### REQUIRED WORK
Return each line holding the string "React".
____ DATA
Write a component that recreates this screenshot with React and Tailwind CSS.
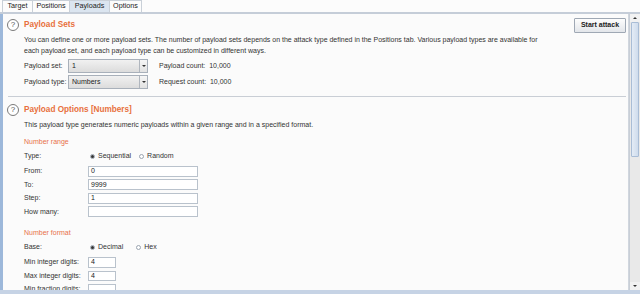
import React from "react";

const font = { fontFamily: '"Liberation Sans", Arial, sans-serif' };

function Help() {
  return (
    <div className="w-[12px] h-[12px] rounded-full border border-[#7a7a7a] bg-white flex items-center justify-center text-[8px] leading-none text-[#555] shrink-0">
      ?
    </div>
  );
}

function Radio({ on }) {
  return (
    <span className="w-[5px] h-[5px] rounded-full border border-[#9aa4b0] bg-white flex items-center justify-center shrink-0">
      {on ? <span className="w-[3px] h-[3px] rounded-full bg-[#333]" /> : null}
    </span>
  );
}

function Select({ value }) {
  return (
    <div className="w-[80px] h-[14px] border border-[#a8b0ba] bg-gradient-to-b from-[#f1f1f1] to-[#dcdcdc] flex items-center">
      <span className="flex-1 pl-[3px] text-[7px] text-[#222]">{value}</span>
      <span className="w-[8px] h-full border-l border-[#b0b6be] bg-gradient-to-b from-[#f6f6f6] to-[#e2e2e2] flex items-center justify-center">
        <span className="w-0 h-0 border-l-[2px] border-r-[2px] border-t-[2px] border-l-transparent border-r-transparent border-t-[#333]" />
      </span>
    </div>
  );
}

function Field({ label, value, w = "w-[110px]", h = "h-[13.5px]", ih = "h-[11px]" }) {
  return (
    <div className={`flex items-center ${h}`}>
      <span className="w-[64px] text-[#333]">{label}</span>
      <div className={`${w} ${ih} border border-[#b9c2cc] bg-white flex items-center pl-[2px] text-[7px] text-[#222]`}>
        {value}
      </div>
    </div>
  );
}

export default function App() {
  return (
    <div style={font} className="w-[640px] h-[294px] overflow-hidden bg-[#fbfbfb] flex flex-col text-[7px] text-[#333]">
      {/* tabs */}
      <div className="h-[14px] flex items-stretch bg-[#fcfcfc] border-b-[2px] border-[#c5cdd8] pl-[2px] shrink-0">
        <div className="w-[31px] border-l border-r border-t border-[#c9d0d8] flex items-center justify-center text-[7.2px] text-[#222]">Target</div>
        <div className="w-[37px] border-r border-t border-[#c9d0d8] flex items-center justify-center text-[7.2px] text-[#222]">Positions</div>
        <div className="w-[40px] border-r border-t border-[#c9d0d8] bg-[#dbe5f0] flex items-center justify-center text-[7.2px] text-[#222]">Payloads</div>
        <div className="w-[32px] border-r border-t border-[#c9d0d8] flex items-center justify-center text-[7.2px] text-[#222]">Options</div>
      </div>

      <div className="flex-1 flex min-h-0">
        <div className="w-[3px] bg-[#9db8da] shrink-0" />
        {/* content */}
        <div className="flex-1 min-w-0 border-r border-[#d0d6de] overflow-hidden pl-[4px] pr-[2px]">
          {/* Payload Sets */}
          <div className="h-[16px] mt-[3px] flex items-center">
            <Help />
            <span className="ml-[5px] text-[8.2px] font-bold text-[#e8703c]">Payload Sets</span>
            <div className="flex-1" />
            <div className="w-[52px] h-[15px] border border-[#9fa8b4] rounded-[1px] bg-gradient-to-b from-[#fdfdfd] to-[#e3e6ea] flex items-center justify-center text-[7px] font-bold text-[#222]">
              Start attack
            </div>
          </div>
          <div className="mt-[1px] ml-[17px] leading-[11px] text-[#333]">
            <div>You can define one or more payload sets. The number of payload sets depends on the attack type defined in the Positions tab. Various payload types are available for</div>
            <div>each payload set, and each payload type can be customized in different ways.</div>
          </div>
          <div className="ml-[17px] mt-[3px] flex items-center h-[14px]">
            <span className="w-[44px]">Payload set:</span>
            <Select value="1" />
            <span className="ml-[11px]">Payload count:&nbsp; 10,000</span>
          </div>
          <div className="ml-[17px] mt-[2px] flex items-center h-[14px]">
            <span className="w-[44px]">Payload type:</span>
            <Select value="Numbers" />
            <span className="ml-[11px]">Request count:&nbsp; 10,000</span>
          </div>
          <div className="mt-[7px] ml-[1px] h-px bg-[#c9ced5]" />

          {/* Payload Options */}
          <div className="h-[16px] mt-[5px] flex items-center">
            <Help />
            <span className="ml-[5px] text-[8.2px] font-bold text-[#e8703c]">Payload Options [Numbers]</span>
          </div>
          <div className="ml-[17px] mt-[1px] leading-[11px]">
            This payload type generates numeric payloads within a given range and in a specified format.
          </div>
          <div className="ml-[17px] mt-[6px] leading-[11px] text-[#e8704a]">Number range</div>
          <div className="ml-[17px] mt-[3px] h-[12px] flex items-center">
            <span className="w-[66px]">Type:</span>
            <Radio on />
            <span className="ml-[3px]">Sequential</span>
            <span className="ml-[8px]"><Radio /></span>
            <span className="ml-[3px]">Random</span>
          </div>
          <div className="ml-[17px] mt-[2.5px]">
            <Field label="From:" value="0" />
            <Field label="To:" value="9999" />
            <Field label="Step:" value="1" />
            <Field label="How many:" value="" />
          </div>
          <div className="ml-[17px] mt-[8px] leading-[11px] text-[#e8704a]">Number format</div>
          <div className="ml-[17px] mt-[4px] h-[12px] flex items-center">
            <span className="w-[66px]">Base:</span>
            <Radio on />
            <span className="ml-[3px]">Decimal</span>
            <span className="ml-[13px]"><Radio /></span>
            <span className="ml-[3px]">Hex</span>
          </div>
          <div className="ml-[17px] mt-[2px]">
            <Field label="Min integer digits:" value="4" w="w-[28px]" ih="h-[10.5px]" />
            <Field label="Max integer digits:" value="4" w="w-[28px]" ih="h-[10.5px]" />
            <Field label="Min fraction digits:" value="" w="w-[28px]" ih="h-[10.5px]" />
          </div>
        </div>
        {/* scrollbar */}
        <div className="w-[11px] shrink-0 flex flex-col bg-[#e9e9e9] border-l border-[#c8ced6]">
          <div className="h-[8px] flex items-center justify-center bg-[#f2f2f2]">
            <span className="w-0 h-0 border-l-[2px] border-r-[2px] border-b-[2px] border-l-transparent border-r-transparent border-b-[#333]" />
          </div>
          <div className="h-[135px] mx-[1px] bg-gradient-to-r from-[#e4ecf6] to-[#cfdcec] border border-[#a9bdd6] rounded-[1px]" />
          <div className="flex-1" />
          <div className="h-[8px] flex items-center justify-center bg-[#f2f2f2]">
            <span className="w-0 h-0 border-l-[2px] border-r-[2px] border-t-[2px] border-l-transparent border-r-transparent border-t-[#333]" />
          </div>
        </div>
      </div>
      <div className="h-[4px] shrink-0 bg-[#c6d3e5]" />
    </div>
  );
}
________
### TASK SOLUTION
Write a component that recreates this screenshot with React and Tailwind CSS.
import React from "react";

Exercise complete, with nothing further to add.